Former Mumford & Sons banjo player and co-founder Winston Marshall said there was one "canceled" celebrity for whom he felt particular compassion before he too had been targeted by the cancel culture mob.
"Harry Potter" author J.K. Rowling lost several friends in the industry after defending the concept of biological sex.
"If sex isn’t real, there’s no same-sex attraction," Rowling tweeted in 2020. "If sex isn’t real, the lived reality of women globally is erased. I know and love trans people, but erasing the concept of sex removes the ability of many to meaningfully discuss their lives. It isn’t hate to speak the truth."
She has also signaled her "contempt" for those supporting gender-focused policies that "endanger extremely vulnerable girls."
Progressives and prominent figures have condemned her for her remarks, including some "Harry Potter" cast members. The star of the franchise, Daniel Radcliffe, dedicated a blog post against Rowling's comments in order to stand with trans and queer kids who he said may have identified with his wizard character.
"And so seeing them hurt on that day I was like, I wanted them to know that not everybody in the franchise felt that way.
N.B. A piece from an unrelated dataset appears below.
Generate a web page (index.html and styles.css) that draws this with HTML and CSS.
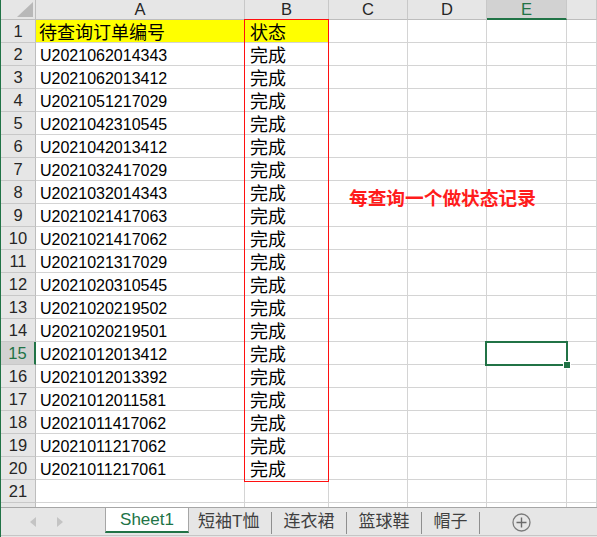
FILE: index.html
```html
<!DOCTYPE html>
<html lang="zh-CN">
<head>
<meta charset="utf-8">
<title>Sheet</title>
<link rel="stylesheet" href="styles.css">
</head>
<body>
<div class="app">
  <div class="sheet">
    <div class="grid">
      <div class="h corner"><svg width="16" height="15" viewBox="0 0 16 15"><polygon points="16,0 16,15 0,15" fill="#b8b8b8"/></svg></div>
      <div class="h">A</div><div class="h">B</div><div class="h">C</div><div class="h">D</div><div class="h sel">E</div><div class="h"></div>

      <div class="rh">1</div><div class="c cjk yellow">待查询订单编号</div><div class="c cjk yellow bcol">状态</div><div class="c"></div><div class="c"></div><div class="c"></div><div class="c"></div>
      <div class="rh">2</div><div class="c">U2021062014343</div><div class="c cjk bcol">完成</div><div class="c"></div><div class="c"></div><div class="c"></div><div class="c"></div>
      <div class="rh">3</div><div class="c">U2021062013412</div><div class="c cjk bcol">完成</div><div class="c"></div><div class="c"></div><div class="c"></div><div class="c"></div>
      <div class="rh">4</div><div class="c">U2021051217029</div><div class="c cjk bcol">完成</div><div class="c"></div><div class="c"></div><div class="c"></div><div class="c"></div>
      <div class="rh">5</div><div class="c">U2021042310545</div><div class="c cjk bcol">完成</div><div class="c"></div><div class="c"></div><div class="c"></div><div class="c"></div>
      <div class="rh">6</div><div class="c">U2021042013412</div><div class="c cjk bcol">完成</div><div class="c"></div><div class="c"></div><div class="c"></div><div class="c"></div>
      <div class="rh">7</div><div class="c">U2021032417029</div><div class="c cjk bcol">完成</div><div class="c"></div><div class="c"></div><div class="c"></div><div class="c"></div>
      <div class="rh">8</div><div class="c">U2021032014343</div><div class="c cjk bcol">完成</div><div class="c"></div><div class="c"></div><div class="c"></div><div class="c"></div>
      <div class="rh">9</div><div class="c">U2021021417063</div><div class="c cjk bcol">完成</div><div class="c"></div><div class="c"></div><div class="c"></div><div class="c"></div>
      <div class="rh">10</div><div class="c">U2021021417062</div><div class="c cjk bcol">完成</div><div class="c"></div><div class="c"></div><div class="c"></div><div class="c"></div>
      <div class="rh">11</div><div class="c">U2021021317029</div><div class="c cjk bcol">完成</div><div class="c"></div><div class="c"></div><div class="c"></div><div class="c"></div>
      <div class="rh">12</div><div class="c">U2021020310545</div><div class="c cjk bcol">完成</div><div class="c"></div><div class="c"></div><div class="c"></div><div class="c"></div>
      <div class="rh">13</div><div class="c">U2021020219502</div><div class="c cjk bcol">完成</div><div class="c"></div><div class="c"></div><div class="c"></div><div class="c"></div>
      <div class="rh">14</div><div class="c">U2021020219501</div><div class="c cjk bcol">完成</div><div class="c"></div><div class="c"></div><div class="c"></div><div class="c"></div>
      <div class="rh sel">15</div><div class="c">U2021012013412</div><div class="c cjk bcol">完成</div><div class="c"></div><div class="c"></div><div class="c"></div><div class="c"></div>
      <div class="rh">16</div><div class="c">U2021012013392</div><div class="c cjk bcol">完成</div><div class="c"></div><div class="c"></div><div class="c"></div><div class="c"></div>
      <div class="rh">17</div><div class="c">U2021012011581</div><div class="c cjk bcol">完成</div><div class="c"></div><div class="c"></div><div class="c"></div><div class="c"></div>
      <div class="rh">18</div><div class="c">U2021011417062</div><div class="c cjk bcol">完成</div><div class="c"></div><div class="c"></div><div class="c"></div><div class="c"></div>
      <div class="rh">19</div><div class="c">U2021011217062</div><div class="c cjk bcol">完成</div><div class="c"></div><div class="c"></div><div class="c"></div><div class="c"></div>
      <div class="rh">20</div><div class="c">U2021011217061</div><div class="c cjk bcol">完成</div><div class="c"></div><div class="c"></div><div class="c"></div><div class="c"></div>
      <div class="rh">21</div><div class="c"></div><div class="c"></div><div class="c"></div><div class="c"></div><div class="c"></div><div class="c"></div>
      <div class="rh"></div><div class="c"></div><div class="c"></div><div class="c"></div><div class="c"></div><div class="c"></div><div class="c"></div>
    </div>
    <div class="redbox"></div>
    <div class="note">每查询一个做状态记录</div>
    <div class="selection"><span class="handle"></span></div>
  </div>
  <div class="tabs">
    <div class="nav">
      <span class="arrow left"></span>
      <span class="arrow right"></span>
    </div>
    <div class="tab active">Sheet1</div>
    <div class="tab first">短袖T恤</div><span class="sep"></span>
    <div class="tab">连衣裙</div><span class="sep"></span>
    <div class="tab">篮球鞋</div><span class="sep"></span>
    <div class="tab">帽子</div><span class="sep"></span>
    <div class="add"><svg width="19" height="19" viewBox="0 0 19 19"><circle cx="9.5" cy="9.5" r="8.5" fill="none" stroke="#7b7b7b" stroke-width="1.3"/><path d="M9.5 4.5v10M4.5 9.5h10" stroke="#6a6a6a" stroke-width="1.4"/></svg></div>
  </div>
</div>
</body>
</html>
```
FILE: styles.css
```css
* {
  box-sizing: border-box;
  margin: 0;
  padding: 0;
}

body {
  width: 597px;
  height: 537px;
  overflow: hidden;
  background: #e6e6e6;
  font-family: "Liberation Sans", "Noto Sans CJK SC", sans-serif;
}

.app {
  height: 537px;
  border-left: 1px solid #217346;
  display: flex;
  flex-direction: column;
}

.sheet {
  position: relative;
  height: 507px;
  flex: none;
  overflow: hidden;
  background: #fff;
}

.grid {
  display: grid;
  grid-template-columns: 35px 209px 84px 79px 79px 80px 1fr;
  grid-template-rows: 20px repeat(22, 23px);
}

.h {
  background: #e6e6e6;
  border-right: 1px solid #c8c8c8;
  border-bottom: 1px solid #bdbdbd;
  display: flex;
  align-items: center;
  justify-content: center;
  font-size: 16.5px;
  color: #262626;
}

.h.sel {
  background: #d2d2d2;
  color: #217346;
  border-bottom: 2px solid #217346;
}

.corner {
  justify-content: flex-end;
  align-items: flex-end;
  padding: 0 2px 2px 0;
  border-right: 1px solid #bdbdbd;
}

.rh {
  background: #e6e6e6;
  border-right: 1px solid #bdbdbd;
  border-bottom: 1px solid #c8c8c8;
  display: flex;
  align-items: center;
  justify-content: center;
  font-size: 16.5px;
  color: #262626;
}

.rh.sel {
  background: #d2d2d2;
  color: #217346;
  border-right: 2px solid #217346;
}

.c {
  border-right: 1px solid #d4d4d4;
  border-bottom: 1px solid #d4d4d4;
  font-size: 16px;
  line-height: 19px;
  color: #000;
  display: flex;
  align-items: flex-end;
  padding-left: 4px;
  white-space: nowrap;
}

.c.cjk {
  font-family: "Noto Sans CJK SC", sans-serif;
  font-size: 18px;
  line-height: 22px;
  padding-left: 3px;
}

.c.bcol {
  padding-left: 5px;
}

.c.yellow {
  background: #ffff00;
}

.redbox {
  position: absolute;
  left: 243px;
  top: 19px;
  width: 85px;
  height: 463px;
  border: 1px solid #ff1010;
}

.note {
  position: absolute;
  left: 348px;
  top: 187px;
  font-family: "Noto Sans CJK SC", sans-serif;
  font-weight: 700;
  font-size: 18.7px;
  line-height: 20px;
  color: #ff1c1c;
  white-space: nowrap;
}

.selection {
  position: absolute;
  left: 484px;
  top: 341px;
  width: 83px;
  height: 25px;
  border: 2px solid #217346;
}

.handle {
  position: absolute;
  right: -5px;
  bottom: -5px;
  width: 8px;
  height: 8px;
  background: #217346;
  border: 1px solid #fff;
}

.tabs {
  height: 29px;
  flex: none;
  background: #e6e6e6;
  border-top: 1px solid #a6a6a6;
  border-bottom: 1px solid #c6c6c6;
  display: flex;
  align-items: center;
  font-size: 17px;
  color: #3f3f3f;
}

.nav {
  width: 104px;
  align-self: stretch;
  display: flex;
  align-items: center;
  padding-left: 29px;
  gap: 21px;
}

.arrow {
  width: 0;
  height: 0;
  border-top: 5px solid transparent;
  border-bottom: 5px solid transparent;
}

.arrow.left {
  border-right: 6px solid #c4c4c4;
}

.arrow.right {
  border-left: 6px solid #c4c4c4;
}

.tab {
  padding: 0 12px 0 11px;
  white-space: nowrap;
  line-height: 22px;
}

.tab.first {
  padding-left: 9px;
}

.tab.active {
  align-self: flex-start;
  width: 84px;
  height: 25px;
  background: #fff;
  border-left: 1px solid #a6a6a6;
  border-right: 1px solid #a6a6a6;
  border-bottom: 2px solid #217346;
  color: #217346;
  display: flex;
  align-items: center;
  justify-content: center;
  padding: 0;
  font-size: 17px;
}

.sep {
  width: 1px;
  height: 22px;
  background: #8f8f8f;
  margin-top: 2px;
}

.add {
  margin-left: 32px;
  display: flex;
  align-items: center;
  margin-top: 2px;
}
```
And that was really important," Radcliffe wrote, while also warning the press against trying to depict his post as proof of "infighting" between him and Rowling.
Marshall is no stranger to cancel culture. The musician was the target of online hate last year after tweeting his support for a book by conservative author Andy Ngo on the left-wing radicalism of Antifa, entitled, "Unmasked: Inside Antifa’s Radical Plan to Destroy Democracy." But he said his compassion toward Rowling began well before his own painful experience.
"I had sympathy beforehand," Marshall said of Rowling's plight in an interview with Fox News Digital. "Because I think it’s outrageous what happened to her. The level of misogyny that she’s had to endure. It’s despicable. If it doesn’t make your blood boil, that says a lot about you, I think."
The musician described Rowling as pro-woman and an LGBT ally, and in other pointed remarks he shaded the "Harry Potter" cast whom Rowling helped launch to stardom.
"She said nothing transphobic," Marshall maintained. "All she's done is stick up for women. It's appalling. The amount she's done for gays and lesbians in her history and philanthropic history is remarkable. The fact that she has to put up with this is outrageous. And it's disgusting that those other actors who she gave a career to speak about her like they do. It's embarrassing, frankly."
Marshall took the opportunity to share his opinion of puberty blockers, medicines that prevent puberty, and progressive efforts that have "bullied" girls out of school sports, in his view.
"It's a very difficult position for any of these artists to be into," he said. "It's a very painful experience, losing it all just for having wrong opinions, having perfectly legitimate opinions, you know? In fact, I would say compassionate opinions, these issues. She cares about women, for example. She cares about children, look what they're doing to children, putting the children on puberty blockers, irreversible surgery."
"These children are going to be made sterile," he continued. "Someone's got to stick up for them. Someone's got to stick up for girls getting bullied out of sports. Someone's got to stick up for the truth. And so these are really important issues."
Rowling has found support from a few "Harry Potter" alumni, however. When asked about the controversy, Draco Malfoy portrayer Tom Felton said he chose to "celebrate" the impact Rowling's films have had. And like Marshall, Ralph Fiennes, who played the villain Voldemort in the series, recently blasted the abuse against Rowling as "despicable."